┌────────

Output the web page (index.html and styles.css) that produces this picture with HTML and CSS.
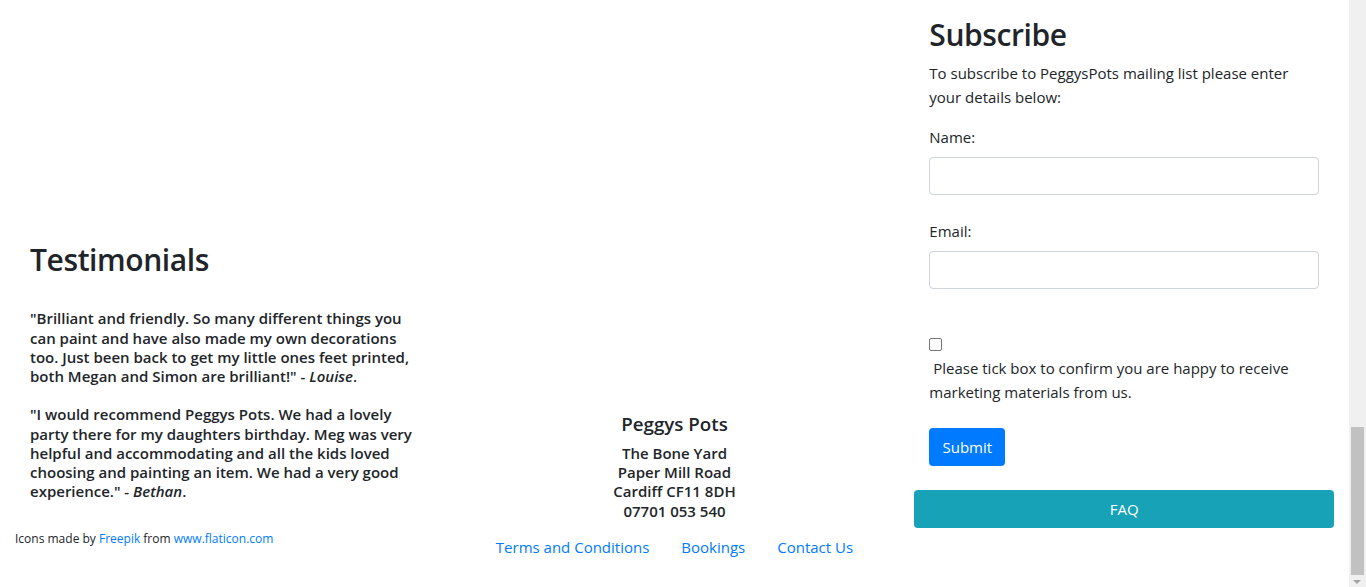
FILE: index.html
```html
<!DOCTYPE html>
<html lang="en">
<head>
<meta charset="utf-8">
<title>Peggys Pots</title>
<link rel="stylesheet" href="styles.css">
</head>
<body>
<div class="viewport">
  <main class="footer-row">
    <section class="col col-testimonials">
      <div class="testimonials">
        <h2 class="heading">Testimonials</h2>
        <h6 class="quote">"Brilliant and friendly. So many different things you can paint and have also made my own decorations too. Just been back to get my little ones feet printed, both Megan and Simon are brilliant!" - <em>Louise</em>.<br><br>"I would recommend Peggys Pots. We had a lovely party there for my daughters birthday. Meg was very helpful and accommodating and all the kids loved choosing and painting an item. We had a very good experience." - <em>Bethan</em>.</h6>
      </div>
      <div class="credits">Icons made by <a href="#">Freepik</a> from <a href="#" class="visited">www.flaticon.com</a></div>
    </section>

    <section class="col col-contact">
      <h5 class="brand">Peggys Pots</h5>
      <h6 class="address">The Bone Yard<br>Paper Mill Road<br>Cardiff CF11 8DH<br>07701 053 540</h6>
      <nav class="links">
        <a href="#">Terms and Conditions</a>
        <a href="#">Bookings</a>
        <a href="#">Contact Us</a>
      </nav>
    </section>

    <section class="col col-subscribe">
      <form class="subscribe">
        <h2 class="heading heading-sub">Subscribe</h2>
        <p class="intro">To subscribe to PeggysPots mailing list please enter your details below:</p>
        <div class="field field-name">
          <label class="label" for="name">Name:</label>
          <input class="control" id="name" type="text">
        </div>
        <div class="field field-email">
          <label class="label" for="email">Email:</label>
          <input class="control" id="email" type="email">
        </div>
        <div class="consent">
          <input class="check" type="checkbox" id="consent"><br>
          <label for="consent" class="consent-text">&nbsp;Please tick box to confirm you are happy to receive marketing materials from us.</label>
        </div>
        <button type="button" class="btn btn-primary">Submit</button>
      </form>
      <a href="#" class="btn btn-info">FAQ</a>
    </section>
  </main>
  <div class="scrollbar">
    <div class="thumb"></div>
    <div class="arrow"></div>
  </div>
</div>
</body>
</html>
```

FILE: styles.css
```css
* {
  box-sizing: border-box;
}

html,
body {
  margin: 0;
  height: 100%;
}

body {
  font-family: "Open Sans", "Noto Sans", sans-serif;
  font-size: 15px;
  line-height: 24px;
  color: #212529;
  background: #fff;
  overflow: hidden;
}

a {
  color: #007bff;
  text-decoration: none;
}

.viewport {
  display: flex;
  height: 587px;
}

.footer-row {
  flex: 1;
  display: grid;
  grid-template-columns: repeat(3, 1fr);
  align-items: start;
}

.col {
  padding: 0 15px;
}

/* Headings */
.heading {
  font-size: 30px;
  line-height: 38.4px;
  font-weight: 600;
  letter-spacing: -0.4px;
  margin: 0 0 30px;
}

/* Left column */
.col-testimonials {
  padding-top: 241px;
}

.testimonials {
  padding: 0 15px;
}

.quote {
  font-size: 15px;
  line-height: 19.2px;
  font-weight: 600;
  margin: 0;
}

.quote em {
  font-style: italic;
}

.credits {
  margin-top: 27px;
  font-size: 12px;
  line-height: 21px;
}

/* Middle column */
.col-contact {
  padding-top: 412px;
  text-align: center;
}

.brand {
  font-size: 18.75px;
  line-height: 24px;
  font-weight: 600;
  margin: 0 0 8px;
}

.address {
  font-size: 15px;
  line-height: 19.2px;
  font-weight: 600;
  margin: 0 0 8px;
}

.links {
  display: flex;
  justify-content: center;
}

.links a {
  padding: 6px 16px 10px;
  line-height: 24px;
}

/* Right column */
.col-subscribe {
  padding-top: 16px;
}

.subscribe {
  padding: 0 15px;
}

.heading-sub {
  margin-bottom: 7px;
}

.intro {
  margin: 0 0 16px;
}

.field {
  display: flex;
  flex-direction: column;
  align-items: flex-start;
}

.field-name {
  margin-bottom: 24px;
}

.field-email {
  margin-bottom: 43px;
}

.label {
  margin-bottom: 8px;
  line-height: 24px;
}

.control {
  display: block;
  width: 100%;
  height: 38px;
  padding: 6px 12px;
  font: inherit;
  border: 1px solid #ced4da;
  border-radius: 4px;
  background: #fff;
}

.consent {
  line-height: 24px;
}

.check {
  appearance: none;
  -webkit-appearance: none;
  width: 13px;
  height: 13px;
  margin: 0;
  border: 1px solid #767676;
  border-radius: 2px;
  background: #fff;
  vertical-align: -1px;
}

.btn {
  display: block;
  height: 38px;
  padding: 0 12px;
  font: inherit;
  line-height: 38px;
  text-align: center;
  color: #fff;
  border: 0;
  border-radius: 4px;
}

.btn-primary {
  margin-top: 24px;
  background: #007bff;
  width: 76px;
}

.btn-info {
  margin-top: 24px;
  background: #17a2b8;
  width: 100%;
}

/* Fake browser scrollbar */
.scrollbar {
  width: 17px;
  background: #f0f0f0;
  display: flex;
  flex-direction: column;
  justify-content: flex-end;
  align-items: center;
}

.thumb {
  width: 13px;
  height: 148px;
  background: #c1c1c1;
}

.arrow {
  width: 17px;
  height: 12px;
  position: relative;
}

.arrow::after {
  content: "";
  position: absolute;
  left: 4px;
  top: 5px;
  border-left: 4px solid transparent;
  border-right: 4px solid transparent;
  border-top: 4px solid #a3a3a3;
}
```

└────────

◆ SHORT EXERCISE
Find the string "index" in the listing and return every line that holds it.

◆ SOLUTION TO THIS PROBLEM
Output the web page (index.html and styles.css) that produces this picture with HTML and CSS.
FILE: index.html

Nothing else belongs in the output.